• [AIM]: Give the data below again exactly as it stands. Omit the pictures.

• [DATA PROVIDED]:
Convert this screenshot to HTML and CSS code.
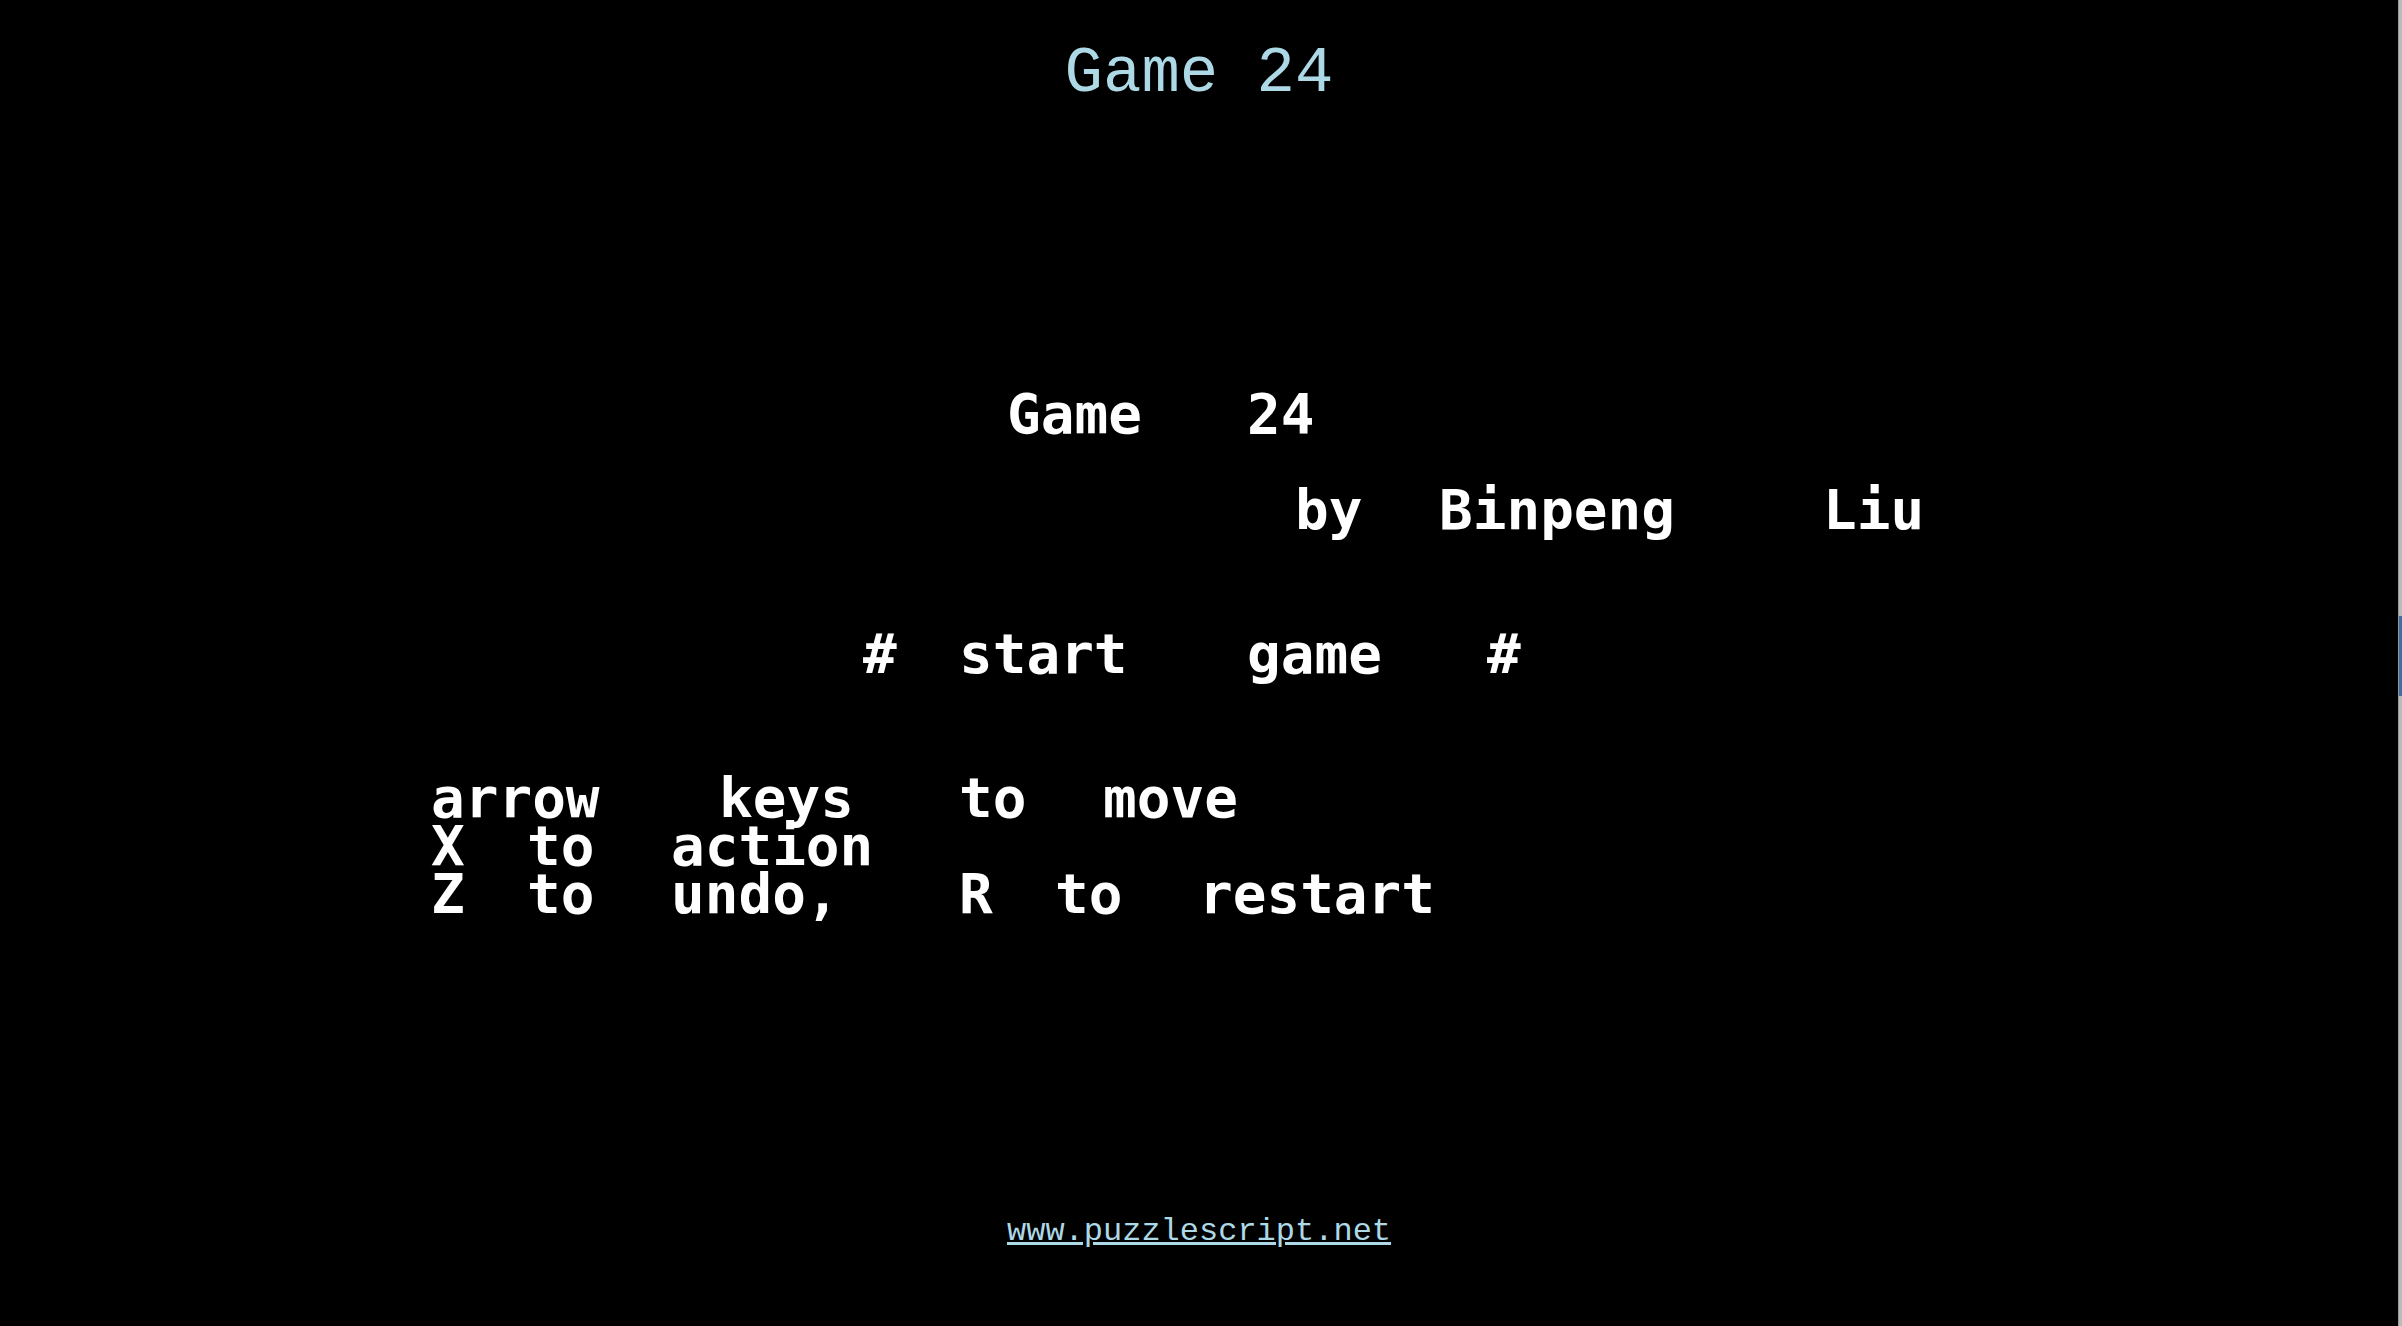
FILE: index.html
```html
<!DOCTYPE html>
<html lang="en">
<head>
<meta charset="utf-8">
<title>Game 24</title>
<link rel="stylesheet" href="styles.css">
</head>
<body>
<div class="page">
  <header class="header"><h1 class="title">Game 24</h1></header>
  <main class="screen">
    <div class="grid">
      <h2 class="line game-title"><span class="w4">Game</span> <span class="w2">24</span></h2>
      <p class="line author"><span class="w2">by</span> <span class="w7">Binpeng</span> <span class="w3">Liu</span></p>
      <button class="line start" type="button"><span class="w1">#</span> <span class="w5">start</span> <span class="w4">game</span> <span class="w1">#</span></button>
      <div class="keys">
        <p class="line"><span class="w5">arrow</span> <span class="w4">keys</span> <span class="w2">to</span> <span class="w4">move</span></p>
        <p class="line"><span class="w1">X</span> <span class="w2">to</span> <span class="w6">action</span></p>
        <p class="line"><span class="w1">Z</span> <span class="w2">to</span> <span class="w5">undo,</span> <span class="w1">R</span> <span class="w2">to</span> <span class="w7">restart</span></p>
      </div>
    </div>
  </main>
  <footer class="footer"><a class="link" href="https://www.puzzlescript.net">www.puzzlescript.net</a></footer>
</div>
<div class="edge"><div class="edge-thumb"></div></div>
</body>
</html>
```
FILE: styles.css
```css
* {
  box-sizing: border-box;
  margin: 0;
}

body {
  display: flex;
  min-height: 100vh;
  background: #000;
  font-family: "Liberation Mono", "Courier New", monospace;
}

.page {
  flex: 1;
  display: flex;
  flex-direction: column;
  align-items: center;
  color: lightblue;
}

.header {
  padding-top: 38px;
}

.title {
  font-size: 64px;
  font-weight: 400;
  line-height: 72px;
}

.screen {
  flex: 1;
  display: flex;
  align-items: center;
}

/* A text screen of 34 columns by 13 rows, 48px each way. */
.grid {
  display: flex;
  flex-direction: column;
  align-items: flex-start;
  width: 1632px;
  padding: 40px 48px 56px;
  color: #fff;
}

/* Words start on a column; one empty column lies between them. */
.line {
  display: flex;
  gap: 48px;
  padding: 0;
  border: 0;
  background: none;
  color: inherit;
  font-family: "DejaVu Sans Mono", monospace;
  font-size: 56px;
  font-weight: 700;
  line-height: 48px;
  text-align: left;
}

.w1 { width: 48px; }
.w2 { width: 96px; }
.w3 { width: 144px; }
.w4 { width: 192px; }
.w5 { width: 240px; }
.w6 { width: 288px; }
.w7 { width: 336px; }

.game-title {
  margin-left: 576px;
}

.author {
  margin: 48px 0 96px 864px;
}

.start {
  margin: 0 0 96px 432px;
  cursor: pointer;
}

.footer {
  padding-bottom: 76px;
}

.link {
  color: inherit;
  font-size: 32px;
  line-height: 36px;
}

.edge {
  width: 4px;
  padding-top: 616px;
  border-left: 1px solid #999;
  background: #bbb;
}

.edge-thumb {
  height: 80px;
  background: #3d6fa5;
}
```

• [EXERCISE RESULT]:
Convert this screenshot to HTML and CSS code.
FILE: index.html
```html
<!DOCTYPE html>
<html lang="en">
<head>
<meta charset="utf-8">
<title>Game 24</title>
<link rel="stylesheet" href="styles.css">
</head>
<body>
<div class="page">
  <header class="header"><h1 class="title">Game 24</h1></header>
  <main class="screen">
    <div class="grid">
      <h2 class="line game-title"><span class="w4">Game</span> <span class="w2">24</span></h2>
      <p class="line author"><span class="w2">by</span> <span class="w7">Binpeng</span> <span class="w3">Liu</span></p>
      <button class="line start" type="button"><span class="w1">#</span> <span class="w5">start</span> <span class="w4">game</span> <span class="w1">#</span></button>
      <div class="keys">
        <p class="line"><span class="w5">arrow</span> <span class="w4">keys</span> <span class="w2">to</span> <span class="w4">move</span></p>
        <p class="line"><span class="w1">X</span> <span class="w2">to</span> <span class="w6">action</span></p>
        <p class="line"><span class="w1">Z</span> <span class="w2">to</span> <span class="w5">undo,</span> <span class="w1">R</span> <span class="w2">to</span> <span class="w7">restart</span></p>
      </div>
    </div>
  </main>
  <footer class="footer"><a class="link" href="https://www.puzzlescript.net">www.puzzlescript.net</a></footer>
</div>
<div class="edge"><div class="edge-thumb"></div></div>
</body>
</html>
```
FILE: styles.css
```css
* {
  box-sizing: border-box;
  margin: 0;
}

body {
  display: flex;
  min-height: 100vh;
  background: #000;
  font-family: "Liberation Mono", "Courier New", monospace;
}

.page {
  flex: 1;
  display: flex;
  flex-direction: column;
  align-items: center;
  color: lightblue;
}

.header {
  padding-top: 38px;
}

.title {
  font-size: 64px;
  font-weight: 400;
  line-height: 72px;
}

.screen {
  flex: 1;
  display: flex;
  align-items: center;
}

/* A text screen of 34 columns by 13 rows, 48px each way. */
.grid {
  display: flex;
  flex-direction: column;
  align-items: flex-start;
  width: 1632px;
  padding: 40px 48px 56px;
  color: #fff;
}

/* Words start on a column; one empty column lies between them. */
.line {
  display: flex;
  gap: 48px;
  padding: 0;
  border: 0;
  background: none;
  color: inherit;
  font-family: "DejaVu Sans Mono", monospace;
  font-size: 56px;
  font-weight: 700;
  line-height: 48px;
  text-align: left;
}

.w1 { width: 48px; }
.w2 { width: 96px; }
.w3 { width: 144px; }
.w4 { width: 192px; }
.w5 { width: 240px; }
.w6 { width: 288px; }
.w7 { width: 336px; }

.game-title {
  margin-left: 576px;
}

.author {
  margin: 48px 0 96px 864px;
}

.start {
  margin: 0 0 96px 432px;
  cursor: pointer;
}

.footer {
  padding-bottom: 76px;
}

.link {
  color: inherit;
  font-size: 32px;
  line-height: 36px;
}

.edge {
  width: 4px;
  padding-top: 616px;
  border-left: 1px solid #999;
  background: #bbb;
}

.edge-thumb {
  height: 80px;
  background: #3d6fa5;
}
```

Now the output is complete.